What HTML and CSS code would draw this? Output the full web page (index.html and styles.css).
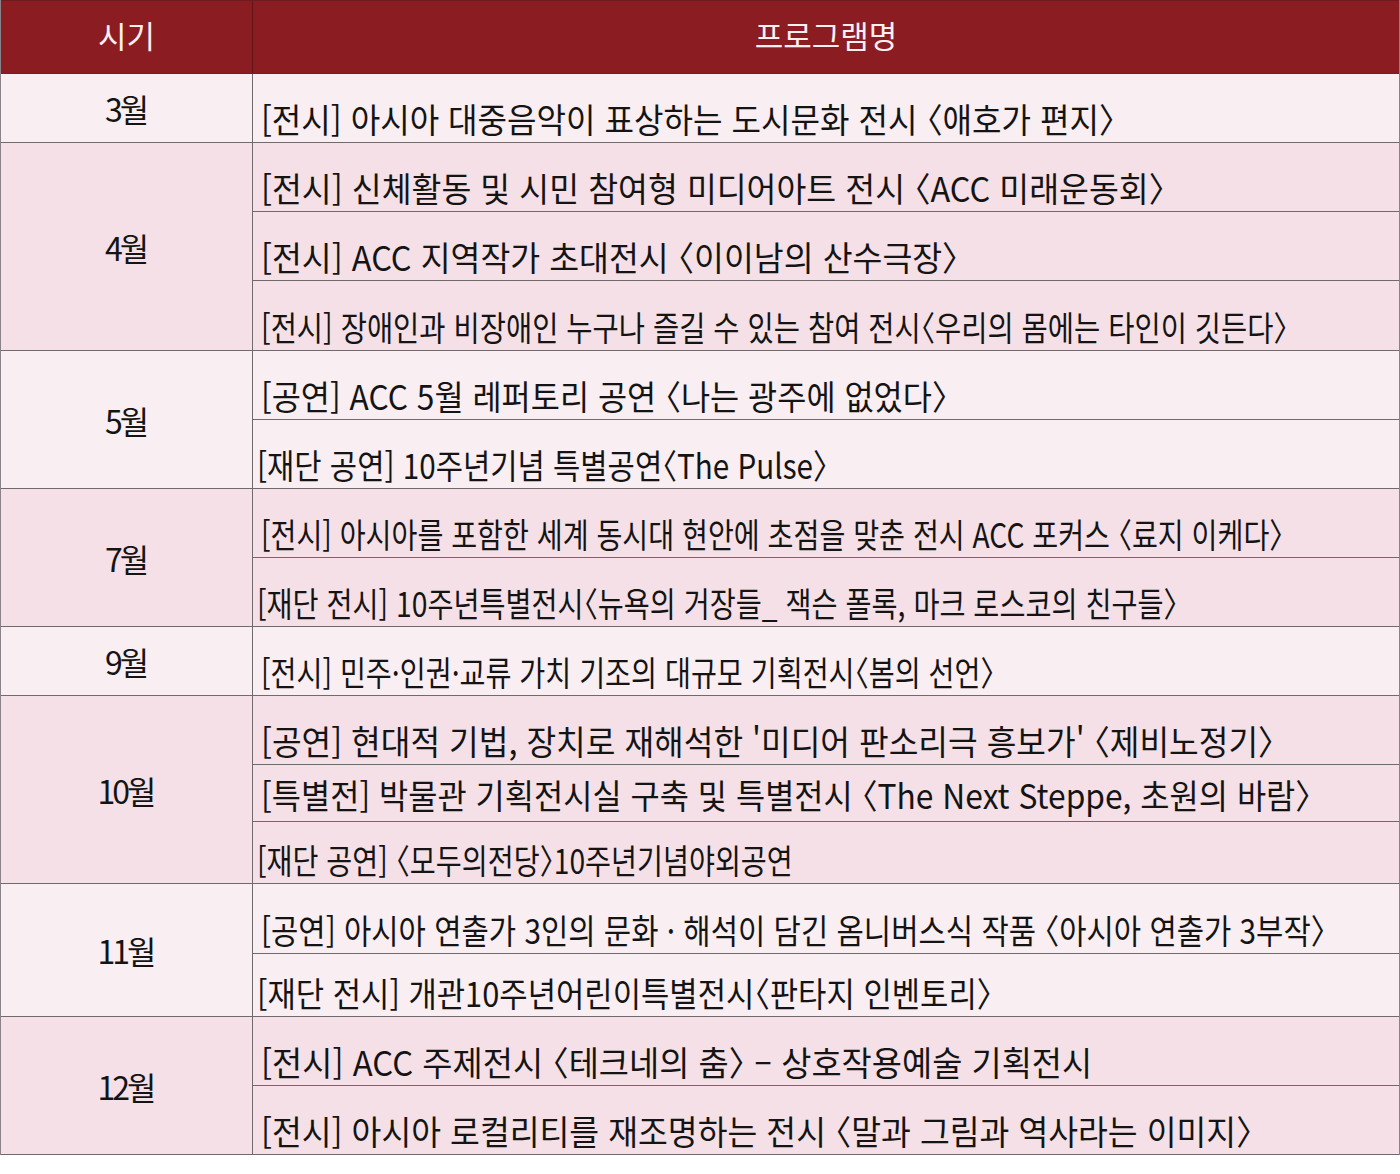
FILE: index.html
```html
<!DOCTYPE html>
<html lang="ko">
<head>
<meta charset="utf-8">
<title>프로그램</title>
<link rel="stylesheet" href="styles.css">
</head>
<body>
<div class="table">
  <div class="head">
    <div class="hcell hmonth">시기</div>
    <div class="hcell hprog">프로그램명</div>
  </div>

  <div class="group light">
    <div class="month">3월</div>
    <div class="progs">
      <div class="item h69"><span class="t r1">[전시] 아시아 대중음악이 표상하는 도시문화 전시 〈애호가 편지〉</span></div>
    </div>
  </div>

  <div class="group dark">
    <div class="month">4월</div>
    <div class="progs">
      <div class="item h69"><span class="t r2">[전시] 신체활동 및 시민 참여형 미디어아트 전시 〈ACC 미래운동회〉</span></div>
      <div class="item h69"><span class="t r3">[전시] ACC 지역작가 초대전시 〈이이남의 산수극장〉</span></div>
      <div class="item h70"><span class="t r4">[전시] 장애인과 비장애인 누구나 즐길 수 있는 참여 전시〈우리의 몸에는 타인이 깃든다〉</span></div>
    </div>
  </div>

  <div class="group light">
    <div class="month">5월</div>
    <div class="progs">
      <div class="item h69"><span class="t r5">[공연] ACC 5월 레퍼토리 공연 〈나는 광주에 없었다〉</span></div>
      <div class="item h69 fd"><span class="t r6">[재단 공연] 10주년기념 특별공연〈The Pulse〉</span></div>
    </div>
  </div>

  <div class="group dark">
    <div class="month">7월</div>
    <div class="progs">
      <div class="item h69"><span class="t r7">[전시] 아시아를 포함한 세계 동시대 현안에 초점을 맞춘 전시 ACC 포커스 〈료지 이케다〉</span></div>
      <div class="item h69 fd"><span class="t r8">[재단 전시] 10주년특별전시〈뉴욕의 거장들_ 잭슨 폴록, 마크 로스코의 친구들〉</span></div>
    </div>
  </div>

  <div class="group light">
    <div class="month">9월</div>
    <div class="progs">
      <div class="item h69"><span class="t r9">[전시] 민주·인권·교류 가치 기조의 대규모 기획전시〈봄의 선언〉</span></div>
    </div>
  </div>

  <div class="group dark">
    <div class="month">10월</div>
    <div class="progs">
      <div class="item h69"><span class="t r10">[공연] 현대적 기법, 장치로 재해석한 '미디어 판소리극 흥보가' 〈제비노정기〉</span></div>
      <div class="item h57"><span class="t r11">[특별전] 박물관 기획전시실 구축 및 특별전시 〈The Next Steppe, 초원의 바람〉</span></div>
      <div class="item h62 fd"><span class="t r12">[재단 공연] 〈모두의전당〉10주년기념야외공연</span></div>
    </div>
  </div>

  <div class="group light">
    <div class="month">11월</div>
    <div class="progs">
      <div class="item h70"><span class="t r13">[공연] 아시아 연출가 3인의 문화 · 해석이 담긴 옴니버스식 작품 〈아시아 연출가 3부작〉</span></div>
      <div class="item h63 fd"><span class="t r14">[재단 전시] 개관10주년어린이특별전시〈판타지 인벤토리〉</span></div>
    </div>
  </div>

  <div class="group dark">
    <div class="month">12월</div>
    <div class="progs">
      <div class="item h69"><span class="t r15">[전시] ACC 주제전시 〈테크네의 춤〉 – 상호작용예술 기획전시</span></div>
      <div class="item h69"><span class="t r16">[전시] 아시아 로컬리티를 재조명하는 전시 〈말과 그림과 역사라는 이미지〉</span></div>
    </div>
  </div>
</div>
</body>
</html>
```

FILE: styles.css
```css
html, body {
  margin: 0;
  padding: 0;
  background: #ffffff;
}

body {
  font-family: "Noto Sans CJK KR", "Noto Sans", sans-serif;
  color: #141414;
  overflow: hidden;
}

.table {
  width: 1400px;
  box-sizing: border-box;
  border-left: 1px solid #8a8286;
  border-right: 1px solid #8a8286;
  overflow: hidden;
}

.head {
  display: grid;
  grid-template-columns: 252px minmax(0, 1fr);
  height: 74px;
  box-sizing: border-box;
  background: #8b1c21;
  border-top: 1px solid #6e1a1e;
  border-bottom: 1px solid #5a2a2c;
}

.hcell {
  display: flex;
  align-items: center;
  justify-content: center;
  color: #fbeff0;
  font-size: 31px;
  font-weight: 400;
  padding-bottom: 5px;
}

.hmonth {
  border-right: 1px solid #5e1518;
}

.group {
  display: grid;
  grid-template-columns: 252px minmax(0, 1fr);
  border-bottom: 1px solid #6f6a6c;
}

.light { background: #f9eef2; }
.dark { background: #f4e0e6; }

.month {
  display: flex;
  align-items: center;
  justify-content: center;
  border-right: 1px solid #6f6a6c;
  font-size: 32px;
  letter-spacing: -3px;
  padding-right: 2px;
}

.progs {
  display: flex;
  flex-direction: column;
  min-width: 0;
  overflow: hidden;
}

.item {
  display: flex;
  align-items: flex-end;
  box-sizing: border-box;
  min-width: 0;
  padding-left: 8px;
  padding-bottom: 6px;
  border-bottom: 1px solid #6f6a6c;
  white-space: nowrap;
  overflow: hidden;
}

.item:last-child {
  border-bottom: none;
}

.item.fd { padding-left: 4px; }

.h69 { height: 69px; }
.h70 { height: 70px; }
.h57 { height: 57px; padding-bottom: 9px; }
.h62 { height: 62px; }
.h63 { height: 63px; }
.item:last-child.h69 { height: 68px; }
.item:last-child.h70 { height: 69px; }
.item:last-child.h62 { height: 61px; }
.item:last-child.h63 { height: 62px; }

.t {
  display: inline-block;
  flex: none;
  font-size: 34px;
  line-height: 1;
  font-feature-settings: "halt";
  transform-origin: left bottom;
}

.r1 { transform: scaleX(0.943); }
.r2 { transform: scaleX(0.955); }
.r3 { transform: scaleX(0.955); }
.r4 { transform: scaleX(0.838); }
.r5 { transform: scaleX(0.932); }
.r6 { transform: scaleX(0.872); }
.r7 { transform: scaleX(0.828); }
.r8 { transform: scaleX(0.832); }
.r9 { transform: scaleX(0.83); }
.r10 { transform: scaleX(0.948); }
.r11 { transform: scaleX(0.934); }
.r12 { transform: scaleX(0.83); }
.r13 { transform: scaleX(0.873); }
.r14 { transform: scaleX(0.906); }
.r15 { transform: scaleX(0.965); }
.r16 { transform: scaleX(0.953); }
```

◆ **Exercise requirements**: All of the data above should be quoted exactly, except for the pictures.

◆ **Result for this exercise**:
What HTML and CSS code would draw this? Output the full web page (index.html and styles.css).
FILE: index.html
```html
<!DOCTYPE html>
<html lang="ko">
<head>
<meta charset="utf-8">
<title>프로그램</title>
<link rel="stylesheet" href="styles.css">
</head>
<body>
<div class="table">
  <div class="head">
    <div class="hcell hmonth">시기</div>
    <div class="hcell hprog">프로그램명</div>
  </div>

  <div class="group light">
    <div class="month">3월</div>
    <div class="progs">
      <div class="item h69"><span class="t r1">[전시] 아시아 대중음악이 표상하는 도시문화 전시 〈애호가 편지〉</span></div>
    </div>
  </div>

  <div class="group dark">
    <div class="month">4월</div>
    <div class="progs">
      <div class="item h69"><span class="t r2">[전시] 신체활동 및 시민 참여형 미디어아트 전시 〈ACC 미래운동회〉</span></div>
      <div class="item h69"><span class="t r3">[전시] ACC 지역작가 초대전시 〈이이남의 산수극장〉</span></div>
      <div class="item h70"><span class="t r4">[전시] 장애인과 비장애인 누구나 즐길 수 있는 참여 전시〈우리의 몸에는 타인이 깃든다〉</span></div>
    </div>
  </div>

  <div class="group light">
    <div class="month">5월</div>
    <div class="progs">
      <div class="item h69"><span class="t r5">[공연] ACC 5월 레퍼토리 공연 〈나는 광주에 없었다〉</span></div>
      <div class="item h69 fd"><span class="t r6">[재단 공연] 10주년기념 특별공연〈The Pulse〉</span></div>
    </div>
  </div>

  <div class="group dark">
    <div class="month">7월</div>
    <div class="progs">
      <div class="item h69"><span class="t r7">[전시] 아시아를 포함한 세계 동시대 현안에 초점을 맞춘 전시 ACC 포커스 〈료지 이케다〉</span></div>
      <div class="item h69 fd"><span class="t r8">[재단 전시] 10주년특별전시〈뉴욕의 거장들_ 잭슨 폴록, 마크 로스코의 친구들〉</span></div>
    </div>
  </div>

  <div class="group light">
    <div class="month">9월</div>
    <div class="progs">
      <div class="item h69"><span class="t r9">[전시] 민주·인권·교류 가치 기조의 대규모 기획전시〈봄의 선언〉</span></div>
    </div>
  </div>

  <div class="group dark">
    <div class="month">10월</div>
    <div class="progs">
      <div class="item h69"><span class="t r10">[공연] 현대적 기법, 장치로 재해석한 '미디어 판소리극 흥보가' 〈제비노정기〉</span></div>
      <div class="item h57"><span class="t r11">[특별전] 박물관 기획전시실 구축 및 특별전시 〈The Next Steppe, 초원의 바람〉</span></div>
      <div class="item h62 fd"><span class="t r12">[재단 공연] 〈모두의전당〉10주년기념야외공연</span></div>
    </div>
  </div>

  <div class="group light">
    <div class="month">11월</div>
    <div class="progs">
      <div class="item h70"><span class="t r13">[공연] 아시아 연출가 3인의 문화 · 해석이 담긴 옴니버스식 작품 〈아시아 연출가 3부작〉</span></div>
      <div class="item h63 fd"><span class="t r14">[재단 전시] 개관10주년어린이특별전시〈판타지 인벤토리〉</span></div>
    </div>
  </div>

  <div class="group dark">
    <div class="month">12월</div>
    <div class="progs">
      <div class="item h69"><span class="t r15">[전시] ACC 주제전시 〈테크네의 춤〉 – 상호작용예술 기획전시</span></div>
      <div class="item h69"><span class="t r16">[전시] 아시아 로컬리티를 재조명하는 전시 〈말과 그림과 역사라는 이미지〉</span></div>
    </div>
  </div>
</div>
</body>
</html>
```

FILE: styles.css
```css
html, body {
  margin: 0;
  padding: 0;
  background: #ffffff;
}

body {
  font-family: "Noto Sans CJK KR", "Noto Sans", sans-serif;
  color: #141414;
  overflow: hidden;
}

.table {
  width: 1400px;
  box-sizing: border-box;
  border-left: 1px solid #8a8286;
  border-right: 1px solid #8a8286;
  overflow: hidden;
}

.head {
  display: grid;
  grid-template-columns: 252px minmax(0, 1fr);
  height: 74px;
  box-sizing: border-box;
  background: #8b1c21;
  border-top: 1px solid #6e1a1e;
  border-bottom: 1px solid #5a2a2c;
}

.hcell {
  display: flex;
  align-items: center;
  justify-content: center;
  color: #fbeff0;
  font-size: 31px;
  font-weight: 400;
  padding-bottom: 5px;
}

.hmonth {
  border-right: 1px solid #5e1518;
}

.group {
  display: grid;
  grid-template-columns: 252px minmax(0, 1fr);
  border-bottom: 1px solid #6f6a6c;
}

.light { background: #f9eef2; }
.dark { background: #f4e0e6; }

.month {
  display: flex;
  align-items: center;
  justify-content: center;
  border-right: 1px solid #6f6a6c;
  font-size: 32px;
  letter-spacing: -3px;
  padding-right: 2px;
}

.progs {
  display: flex;
  flex-direction: column;
  min-width: 0;
  overflow: hidden;
}

.item {
  display: flex;
  align-items: flex-end;
  box-sizing: border-box;
  min-width: 0;
  padding-left: 8px;
  padding-bottom: 6px;
  border-bottom: 1px solid #6f6a6c;
  white-space: nowrap;
  overflow: hidden;
}

.item:last-child {
  border-bottom: none;
}

.item.fd { padding-left: 4px; }

.h69 { height: 69px; }
.h70 { height: 70px; }
.h57 { height: 57px; padding-bottom: 9px; }
.h62 { height: 62px; }
.h63 { height: 63px; }
.item:last-child.h69 { height: 68px; }
.item:last-child.h70 { height: 69px; }
.item:last-child.h62 { height: 61px; }
.item:last-child.h63 { height: 62px; }

.t {
  display: inline-block;
  flex: none;
  font-size: 34px;
  line-height: 1;
  font-feature-settings: "halt";
  transform-origin: left bottom;
}

.r1 { transform: scaleX(0.943); }
.r2 { transform: scaleX(0.955); }
.r3 { transform: scaleX(0.955); }
.r4 { transform: scaleX(0.838); }
.r5 { transform: scaleX(0.932); }
.r6 { transform: scaleX(0.872); }
.r7 { transform: scaleX(0.828); }
.r8 { transform: scaleX(0.832); }
.r9 { transform: scaleX(0.83); }
.r10 { transform: scaleX(0.948); }
.r11 { transform: scaleX(0.934); }
.r12 { transform: scaleX(0.83); }
.r13 { transform: scaleX(0.873); }
.r14 { transform: scaleX(0.906); }
.r15 { transform: scaleX(0.965); }
.r16 { transform: scaleX(0.953); }
```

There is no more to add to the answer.